**BRIEF**
Set down the data below from its first line to the line holding "(_, index) =>", inclusive; omit all pictures.

**DATA LINES**
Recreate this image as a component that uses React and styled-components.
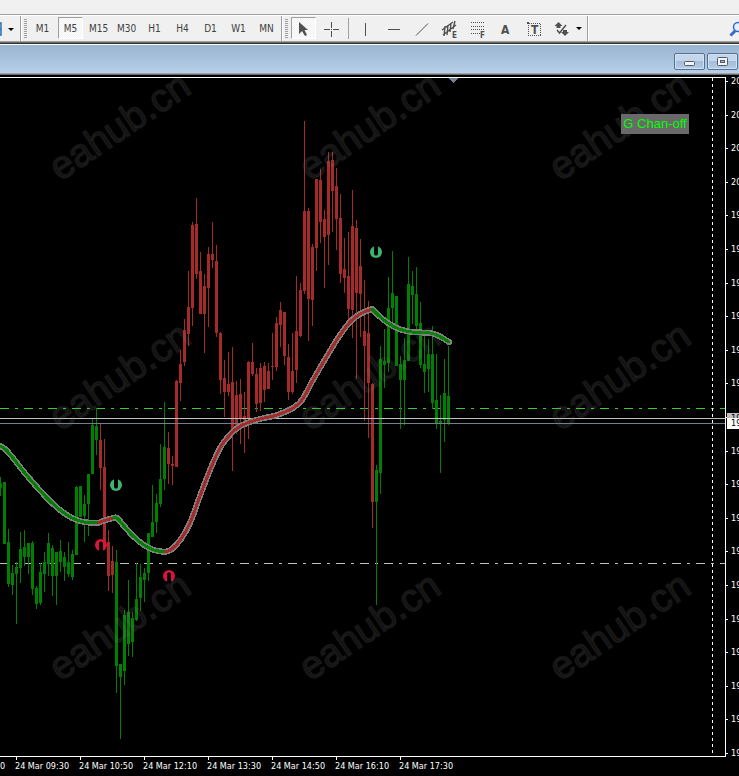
import styled, { createGlobalStyle, css } from "styled-components";

const FIRST_TIME_TICK = 16;
const CURRENT_PRICE_ROW = 10;

const timeframes = ["M1", "M5", "M15", "M30", "H1", "H4", "D1", "W1", "MN"];
const times = ["08:10", "09:30", "10:50", "12:10", "13:30", "14:50", "16:10", "17:30"];
const prices = Array.from({ length: 21 }, (_, index) => (index < 4 ? "20" : "19"));

// [high, body top, body bottom, low], one candle every 4px
const candles = [
 [477, 483, 488, 496], [482, 482, 544, 544], [529, 542, 584, 587], [565, 573, 585, 595], [562, 567, 574, 624],
 [532, 549, 568, 583], [530, 547, 557, 566], [543, 543, 557, 574], [541, 543, 589, 595], [586, 588, 604, 609],
 [563, 572, 603, 605], [552, 562, 574, 592], [533, 543, 564, 576], [545, 548, 576, 596], [552, 552, 576, 605],
 [540, 551, 562, 572], [552, 557, 567, 581], [542, 562, 574, 577], [550, 554, 577, 580], [486, 487, 555, 555],
 [486, 486, 517, 517], [495, 504, 516, 542], [474, 474, 504, 536], [419, 425, 474, 474], [408, 426, 440, 455],
 [423, 440, 468, 490], [439, 467, 545, 545], [530, 542, 576, 591], [546, 561, 575, 593], [550, 562, 666, 693],
 [664, 664, 677, 739], [610, 615, 671, 685], [580, 612, 644, 656], [612, 618, 642, 657], [563, 599, 620, 621],
 [564, 577, 598, 611], [568, 573, 580, 602], [533, 533, 573, 581], [485, 522, 537, 537], [494, 503, 522, 533],
 [444, 479, 504, 507], [402, 447, 479, 490], [432, 448, 464, 484], [456, 464, 466, 485], [380, 381, 467, 467],
 [350, 364, 383, 401], [319, 330, 362, 366], [271, 307, 334, 346], [222, 225, 308, 326], [198, 224, 274, 279],
 [252, 271, 314, 314], [274, 286, 314, 353], [247, 254, 288, 327], [222, 254, 260, 268], [245, 261, 333, 337],
 [332, 333, 380, 394], [360, 378, 392, 417], [352, 384, 392, 396], [347, 382, 430, 471], [381, 395, 427, 434],
 [379, 394, 419, 444], [392, 416, 420, 453], [361, 362, 419, 439], [343, 362, 374, 376], [368, 374, 404, 412],
 [363, 368, 403, 411], [362, 366, 390, 402], [363, 371, 389, 389], [333, 366, 367, 380], [317, 323, 367, 371],
 [302, 310, 325, 347], [312, 312, 356, 365], [344, 357, 392, 400], [333, 371, 392, 394], [276, 331, 370, 383],
 [283, 290, 336, 337], [121, 211, 291, 294], [208, 211, 299, 341], [244, 247, 300, 326], [179, 179, 248, 271],
 [169, 180, 222, 243], [210, 219, 237, 288], [152, 161, 235, 265], [152, 160, 191, 232], [168, 186, 219, 250],
 [194, 218, 274, 283], [238, 269, 278, 293], [232, 276, 309, 320], [190, 226, 310, 338], [220, 228, 293, 379],
 [239, 266, 294, 337], [280, 331, 346, 421], [301, 333, 383, 438], [383, 384, 502, 528], [465, 470, 502, 605],
 [346, 359, 473, 494], [329, 361, 365, 388], [277, 308, 363, 372], [251, 293, 308, 323], [296, 296, 366, 366],
 [356, 364, 380, 429], [338, 360, 380, 425], [257, 284, 361, 361], [271, 286, 295, 324], [267, 294, 326, 330],
 [302, 323, 365, 368], [333, 364, 372, 393], [339, 354, 369, 392], [326, 354, 403, 409], [354, 400, 424, 429],
 [395, 421, 424, 473], [359, 393, 420, 442], [346, 396, 424, 425],
];

const candleColor = (index) => ((index >= 25 && index <= 28) || (index >= 42 && index <= 93) ? "#a52a2a" : "#008000");

// Moving average, split where the trend turns
const averageParts = [
 { color: "#008000", points: [[-2, 445], [5, 449], [13, 458], [24, 472], [36, 486], [48, 499], [60, 510], [72, 518], [84, 522], [98, 523]] },
 { color: "#a52a2a", points: [[98, 523], [106, 520], [113, 518]] },
 { color: "#008000", points: [[113, 518], [117, 518], [124, 526], [133, 536], [144, 545], [154, 550], [165, 552]] },
 { color: "#a52a2a", points: [[165, 552], [172, 549], [181, 539], [190, 523], [200, 496], [210, 470], [220, 448], [228, 437], [236, 429], [247, 423], [260, 419], [277, 415], [293, 408], [302, 400], [313, 380], [327, 356], [338, 338], [350, 322], [360, 314], [372, 309]] },
 { color: "#008000", points: [[372, 309], [378, 315], [388, 323], [399, 329], [412, 332], [430, 333], [439, 336], [449, 342]] },
];

const smoothPath = (points) =>
 points.reduce((path, point, i) => {
  if (i === 0) return `M${point[0]} ${point[1]}`;
  const before = points[i - 2] || points[i - 1];
  const start = points[i - 1];
  const after = points[i + 1] || point;
  const c1 = [start[0] + (point[0] - before[0]) / 6, start[1] + (point[1] - before[1]) / 6];
  const c2 = [point[0] - (after[0] - start[0]) / 6, point[1] - (after[1] - start[1]) / 6];
  return `${path} C${c1} ${c2} ${point}`;
 }, "");

const signals = [
 { x: 116, y: 485, down: true },
 { x: 376, y: 252, down: true },
 { x: 101, y: 545, down: false },
 { x: 169, y: 576, down: false },
];

const Signal = ({ x, y, down }) => (
 <g transform={`translate(${x} ${y}) scale(1 ${down ? 1 : -1})`}>
  <circle r="6" fill={down ? "#3cb371" : "#dc143c"} />
  <path d="M-2 -6.5H2V2L1 3.5H-1L-2 2Z" fill="#000" />
 </g>
);

const Watermarks = () =>
 [127, 377, 627].map((y) =>
  [120, 370, 620].map((x) => (
   <Watermark key={`${x}-${y}`} transform={`translate(${x} ${y}) rotate(-34)`} x="0" y="12">
    eahub.cn
   </Watermark>
  ))
 );

const Chart = () => (
 <Plot role="img" aria-label="Price chart">
  <g transform="translate(0 -78)">
   <g shapeRendering="crispEdges">
    <line x1="0" x2="100%" y1="408.5" y2="408.5" stroke="#32cd32" strokeDasharray="9 6 3 6" />
    <line x1="0" x2="100%" y1="563.5" y2="563.5" stroke="#c0c0c0" strokeDasharray="9 6 3 6" />
    <line x1="712.5" x2="712.5" y1="78" y2="756" stroke="#fff" strokeDasharray="3 3" />
    {candles.map(([high, top, bottom, low], index) => (
     <g key={index} fill={candleColor(index)}>
      <rect x={index * 4} y={high} width="1" height={low - high} />
      <rect x={index * 4 - 1} y={top} width="3" height={bottom - top} />
     </g>
    ))}
    <line x1="0" x2="100%" y1="418.5" y2="418.5" stroke="#c0c0c0" />
    <line x1="0" x2="100%" y1="423.5" y2="423.5" stroke="#708090" />
    <path d="M449 78H458L453.5 83Z" fill="#708090" />
   </g>
   <g fill="none" strokeLinecap="round" strokeLinejoin="round" shapeRendering="crispEdges">
    {averageParts.map(({ points }, index) => (
     <path key={index} d={smoothPath(points)} stroke="#808080" strokeWidth="6" />
    ))}
    {averageParts.map(({ color, points }, index) => (
     <path key={index} d={smoothPath(points)} stroke={color} strokeWidth="3" />
    ))}
   </g>
   {signals.map((signal) => (
    <Signal key={signal.x} {...signal} />
   ))}
   <Watermarks />
  </g>
 </Plot>
);

const Icon = styled.svg.attrs({ width: 23, height: 20, fill: "none", stroke: "#505050", shapeRendering: "crispEdges" })`
 flex: none;
 overflow: visible;
`;

const IconText = styled.text`
 fill: #505050;
 stroke: none;
 font-size: ${({ $size }) => $size}px;
 font-weight: bold;
`;

const drawingTools = [
 {
  name: "Vertical line",
  icon: <path d="M11.5 5V18" />,
 },
 {
  name: "Horizontal line",
  icon: <path d="M6 11.5H18" />,
 },
 {
  name: "Trendline",
  icon: <path d="M6 17.5L18 5.5" shapeRendering="auto" />,
 },
 {
  name: "Equidistant channel",
  icon: (
   <>
    <path d="M4 12L15 4M5 17L18 7M7 8L6 18M10 7L9 17M13 5L12 14M17 3L15 11" shapeRendering="auto" strokeWidth="1.4" />
    <IconText x="14" y="20" $size={8}>E</IconText>
   </>
  ),
 },
 {
  name: "Fibonacci retracement",
  icon: (
   <>
    <path d="M5 4.5H19M5 8.5H19M5 11.5H19M5 15.5H14" strokeDasharray="1 1" />
    <IconText x="14" y="20" $size={8}>F</IconText>
   </>
  ),
 },
 {
  name: "Text",
  icon: <IconText x="7" y="16" $size={12}>A</IconText>,
 },
 {
  name: "Text label",
  icon: (
   <>
    <path d="M6.5 5.5H18.5V17.5H6.5Z" strokeDasharray="1 1" />
    <path d="M5 4H7V6H5Z" fill="#505050" stroke="none" />
    <IconText x="9" y="16" $size={12}>T</IconText>
   </>
  ),
 },
];

export default function App() {
 return (
  <Page>
   <GlobalStyle />
   <MenuStrip />

   <Toolbar>
    <ToolGroup>
     <ProfileButton aria-label="Profiles">
      <svg width="2" height="14"><path d="M0 1H1V13H0M0 7H1" fill="none" stroke="#2b6cb0" strokeWidth="1.5" /></svg>
      <Caret />
     </ProfileButton>
    </ToolGroup>

    <ToolGroup>
     <Grip />
     {timeframes.map((timeframe) => (
      <TimeframeButton key={timeframe} $pressed={timeframe === "M5"}>{timeframe}</TimeframeButton>
     ))}
    </ToolGroup>

    <ToolGroup>
     <Grip />
     <ToolButton aria-label="Cursor" $pressed>
      <Icon><path d="M7 4V16L10 13L13 18L15 17L12.5 12H16Z" fill="#505050" stroke="none" shapeRendering="auto" /></Icon>
     </ToolButton>
     <ToolButton aria-label="Crosshair">
      <Icon><path d="M4 11.5H10M13 11.5H19M11.5 4V10M11.5 13V19M11 11.5H12" /></Icon>
     </ToolButton>
     <Divider />
     {drawingTools.map(({ name, icon }) => (
      <ToolButton key={name} aria-label={name}>
       <Icon>{icon}</Icon>
      </ToolButton>
     ))}
     <ToolButton aria-label="Arrows" $wide>
      <Icon>
       <g fill="#505050" stroke="none" shapeRendering="auto">
        <path d="M8.5 4L12.5 8H10.5V10H6.5V8H4.5Z" />
        <path d="M15 18L11 14H13V12H17V14H19Z" />
       </g>
       <path d="M7 12L9.5 15L16 7" shapeRendering="auto" strokeWidth="1.5" />
      </Icon>
      <Caret />
     </ToolButton>
    </ToolGroup>

    <SearchButton aria-label="Search">
     <svg width="18" height="16" fill="none">
      <path d="M1.5 14.5L6 10" stroke="#2f6bd0" strokeWidth="3" />
      <circle cx="9" cy="6" r="4.5" stroke="#2f6bd0" strokeWidth="1.5" fill="#e8f0fb" />
     </svg>
    </SearchButton>
   </Toolbar>

   <TitleBar>
    <WindowButton aria-label="Minimize" $low>
     <svg width="11" height="5"><rect x="0.5" y="0.5" width="10" height="4" rx="1" fill="#f4f4f4" stroke="#4f5a6b" /></svg>
    </WindowButton>
    <WindowButton aria-label="Maximize">
     <svg width="11" height="9">
      <rect x="0.5" y="0.5" width="10" height="8" rx="1" fill="#f4f4f4" stroke="#4f5a6b" />
      <rect x="3.5" y="3.5" width="4" height="2" fill="#9db6d3" stroke="#4f5a6b" />
     </svg>
    </WindowButton>
   </TitleBar>

   <ChartWindow>
    <PlotColumn>
     <PlotFrame>
      <Chart />
      <ChannelButton>G Chan-off</ChannelButton>
     </PlotFrame>
     <TimeAxis>
      {times.map((time) => (
       <TimeLabel key={time}>24 Mar {time}</TimeLabel>
      ))}
     </TimeAxis>
    </PlotColumn>

    <PriceAxis>
     {prices.map((price, index) => (
      <PriceLabel key={index}>{index !== CURRENT_PRICE_ROW && price}</PriceLabel>
     ))}
     <PriceTag $top={338} $height={5} $color="#c0c0c0">19</PriceTag>
     <PriceTag $top={343} $height={11} $color="#ffffff">19</PriceTag>
    </PriceAxis>
   </ChartWindow>
  </Page>
 );
}

const uiFont = `"DejaVu Sans Condensed", "DejaVu Sans", sans-serif`;

const GlobalStyle = createGlobalStyle`
 * {
  box-sizing: border-box;
 }

 body {
  margin: 0;
  background: #000;
  font-family: ${uiFont};
 }

 button {
  padding: 0;
  border: 0;
  background: none;
  font-family: inherit;
 }

 svg {
  display: block;
 }
`;

const Page = styled.div`
 display: flex;
 flex-direction: column;
 min-height: 100vh;
 overflow: hidden;
`;

const MenuStrip = styled.div`
 height: 14px;
 background: #f0f0f0;
`;

const Toolbar = styled.div`
 display: flex;
 height: 30px;
 border-top: 1px solid #a0a0a0;
 border-bottom: 1px solid #303030;
 background: #f0f0f0;
 box-shadow: inset 0 1px #fff, inset 0 -1px #696969, inset 0 -2px #a0a0a0;
 overflow: hidden;
`;

const ToolGroup = styled.div`
 display: flex;
 flex: none;
 align-items: flex-start;
 height: 25px;
 margin-top: 1px;
 padding: 1px 1px 0 2px;
 border-right: 1px solid #a0a0a0;
 box-shadow: 1px 0 #fff;

 & + & {
  margin-left: 1px;
 }

 &:first-child {
  padding: 1px 0 0;
 }
`;

const Grip = styled.span`
 width: 3px;
 height: 20px;
 margin: 2px 1px 0 0;
 background: repeating-linear-gradient(#a0a0a0 0 1px, #f0f0f0 1px 2px);
`;

const pressedStyle = css`
 border-color: #a0a0a0 #fff #fff #a0a0a0;
 background: repeating-conic-gradient(#fff 0 25%, #f0f0f0 0 50%) 0 0 / 2px 2px;
`;

const ToolButton = styled.button`
 display: flex;
 align-items: center;
 justify-content: ${({ $wide }) => ($wide ? "flex-start" : "center")};
 gap: 3px;
 width: ${({ $wide }) => ($wide ? 36 : 25)}px;
 height: 22px;
 margin: 0 1px 0 2px;
 border: 1px solid transparent;
 ${({ $pressed }) => $pressed && pressedStyle}
`;

const TimeframeButton = styled(ToolButton)`
 padding-top: 2px;
 color: #404040;
 font-size: 10px;
 line-height: 18px;
`;

const Caret = styled.span`
 border: 3px solid transparent;
 border-top-color: #000;
 border-bottom: 0;
`;

const ProfileButton = styled.button`
 display: flex;
 align-items: center;
 gap: 6px;
 width: 20px;
 height: 24px;
`;

const Divider = styled.span`
 width: 1px;
 height: 21px;
 margin: 1px 2px 0 3px;
 background: #a0a0a0;
`;

const SearchButton = styled.button`
 flex: none;
 align-self: center;
 margin: 0 -8px 0 auto;
`;

const TitleBar = styled.div`
 display: flex;
 align-items: center;
 justify-content: flex-end;
 gap: 2px;
 height: 31px;
 padding: 4px 1px 0 0;
 border-top: 1px solid #fff;
 border-bottom: 1px solid #696969;
 background: linear-gradient(#99b4d1, #b9d1ea);
 box-shadow: inset 0 -1px #a0a0a0;
`;

const WindowButton = styled.button`
 display: flex;
 align-items: ${({ $low }) => ($low ? "flex-end" : "center")};
 justify-content: center;
 width: 31px;
 height: 17px;
 padding-bottom: ${({ $low }) => ($low ? 3 : 0)}px;
 border: 1px solid #56708f;
 border-radius: 2px;
 background: linear-gradient(#c3d6eb 50%, #a3bddb 50%, #b4cce6);
 box-shadow: inset 0 0 0 1px #d3e2f2;
`;

const ChartWindow = styled.main`
 display: grid;
 grid-template-columns: minmax(0, 1fr) 13px;
 flex: 1;
 background: #000;
 color: #fff;
 font-size: 9px;
`;

const PlotColumn = styled.div`
 padding-top: 2px;
`;

const PlotFrame = styled.div`
 position: relative;
 border: 1px solid #fff;
 border-left: 0;
`;

const Plot = styled.svg`
 width: 100%;
 height: 678px;
`;

const Watermark = styled.text`
 fill: rgba(128, 128, 128, 0.12);
 stroke: rgba(128, 128, 128, 0.12);
 stroke-width: 2px;
 font-family: "Liberation Sans", Arial, sans-serif;
 font-size: 39px;
 text-anchor: middle;
`;

const ChannelButton = styled.button`
 position: absolute;
 top: 36px;
 right: 36px;
 width: 68px;
 height: 20px;
 background: #696969;
 color: #00ff00;
 font-family: "Liberation Sans", Arial, sans-serif;
 font-size: 13px;
 line-height: 20px;
 white-space: nowrap;
`;

const TimeAxis = styled.div`
 display: flex;
 height: 19px;
 padding-left: ${FIRST_TIME_TICK - 1}px;
 overflow: hidden;
`;

const TimeLabel = styled.span`
 position: relative;
 flex: 0 0 64px;
 padding-top: 3px;
 line-height: 12px;
 white-space: nowrap;

 &:first-child {
  margin-left: -64px;
 }

 &::before {
  content: "";
  position: absolute;
  top: 0;
  left: 1px;
  width: 1px;
  height: 3px;
  background: #fff;
 }
`;

const PriceAxis = styled.div`
 position: relative;
 display: flex;
 flex-direction: column;
 justify-content: space-between;
 height: 685px;
 overflow: hidden;
`;

const PriceLabel = styled.span`
 display: flex;
 align-items: center;
 gap: 3px;
 height: 13px;
 line-height: 13px;

 &::before {
  content: "";
  flex: none;
  width: 2px;
  height: 1px;
  background: #fff;
 }
`;

const PriceTag = styled.span`
 position: absolute;
 top: ${({ $top }) => $top}px;
 left: 1px;
 width: 100%;
 height: ${({ $height }) => $height}px;
 padding-left: 4px;
 background: ${({ $color }) => $color};
 color: #000;
 line-height: 11px;
 overflow: hidden;
`;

**COMPLETED TASK**
Recreate this image as a component that uses React and styled-components.
import styled, { createGlobalStyle, css } from "styled-components";

const FIRST_TIME_TICK = 16;
const CURRENT_PRICE_ROW = 10;

const timeframes = ["M1", "M5", "M15", "M30", "H1", "H4", "D1", "W1", "MN"];
const times = ["08:10", "09:30", "10:50", "12:10", "13:30", "14:50", "16:10", "17:30"];
const prices = Array.from({ length: 21 }, (_, index) => (index < 4 ? "20" : "19"));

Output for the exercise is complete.